The Romans divided the Peninsular into two main provinces, Hispania Citerior and Hispania Ulterior, with Cartagena and Córdoba as their respective capitals. The political upheavals in Rome for leadership caused an influential warrior named Quintus Sertorius to be banished to Hispania who immediately organized a local rebel army but as he was not very successful in battle he was eventually killed in 73 BC by Gnaeus Pompeius (Pompey the Great). Some 18 years later Pompey was appointed the ruler of Hispania. Upon his later return to Rome he claimed victory over 876 rebel Hispanic towns. It was during this campaign that Julius Caesar first showed his military skills and became a popular Hispanic leader. In 49 BC he led a rebel army and started a civil war against Rome and in a battle near Córdoba he successfully routed the Roman army and went to Rome to claim the seat of power. In 38 BC Hispania was officially declared part of the State of Rome and a tax was applied on the population throughout the Peninsular. The Cantabrians and Basques took to arms and though subsequently defeated, the Basques were never Romanized. Emperor Augustus returned to his birthplace Hispania and lived at Tarragona for some years whilst occupied in quelling the rebels.

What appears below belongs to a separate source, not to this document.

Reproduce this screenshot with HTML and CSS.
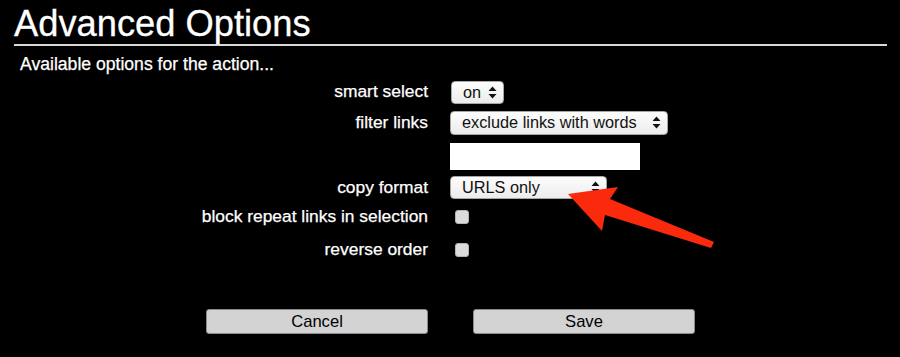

It was following this period that Hispania entered its most peaceful period and society and culture developed to the high point that Augustus granted 50 towns the rights of Roman citizenship. The central town of all was Mérida as capital of Lusitanian province. This town boasted a 25,000 seat theatre for chariot racing in which a Diocles became famous for his 1,462 victories. It also had an amphitheatre which could be flooded to simulate naval battles.

The Romans thoroughly enjoyed celebrations and worship was nearly always connected with blood or had sexual overtones. A leading deity was Mithras which was originally conceived as a divine figure in Persia. In a ceremony very popular with soldiers, men were anointed with the blood of freshly killed bulls as it was believed that they became invincible to death in conflict. Another popular deity was Cybele a mother goddess who was worshipped with pomp and pageantry, and particularly self-flagellation and again the fresh blood of slain bulls was applied.

Christianity as a religion is said to have appeared in Hispania in 40 AD through the teachings of Saint James the Elder (reportedly half-brother of Jesus). Settling in Zaragoza he built a temple to the Holy Virgin. His remains by tradition are reported to have later been brought back from Palestine, where he died, and placed later to rest at Campos Stellae (Santiago de Compostela). The spread of his word took over two centuries through the conversion firstly through the rural population and later in urban areas. As the official Roman religion offered no moral code, afterlife and no mysticism, this new religion found appeal with the country folk who have always been subject to forms of superstition. Apparently, the independent minded Basques were the last to be converted and then became one of the most enthusiastic followers of the teachings of Christ in the peninsular. Two of the he most notable followers were St Vincent who is connected with the history of Portugal and St Engracia who at 13 years of age was put to death in Mérida in the most gruesome manner.

When the Emperor Nero died his position in Rome was taken by the then ruler of Spain, Galba. The first Roman Emperor to be born in Hispania was Trajan (Marcus Ulpius Traianus), who was born in Italica. Under his successful rule from 99 to 117 AD the Roman Empire became as large as approximately the area of the USA and had a population of over 100 million people. He controlled more than 300,000 kilometres of roads and the whole coast within the Mediterranean. In 110 AD he ordered the construction of the impressive aqueduct in Segovia. Upon his deathbed he appointed his adopted son Hadrian to succeed who had also been born in Italica.

The year 248 AD marked the 1,000th anniversary of Rome but is also marked the beginning of a downward path of the Empire. In the 3rd century Spanish towns were already building stronger defences and massive protective town walls for protection from rebels and possible invaders. It is noted that the thick strong walls of Barcelona were built in the last part of this century to protect the town from attacks from Franks and Alemanni, and these invaders were long before the later wave of Barbarians. The final Hispania born ruler of Rome was Flavious Theodosius in the later part of the 3rd century banned all forms of paganism, outlawing games, burning temples, and generally taking the fun out of the traditional way of life to the Romans. When in 395 AD he died he split the remaining empire into two parts and only 14 years later Hispania was invaded by the Barbarians in the shape of three tribes, Alans, Sueves and Vandals.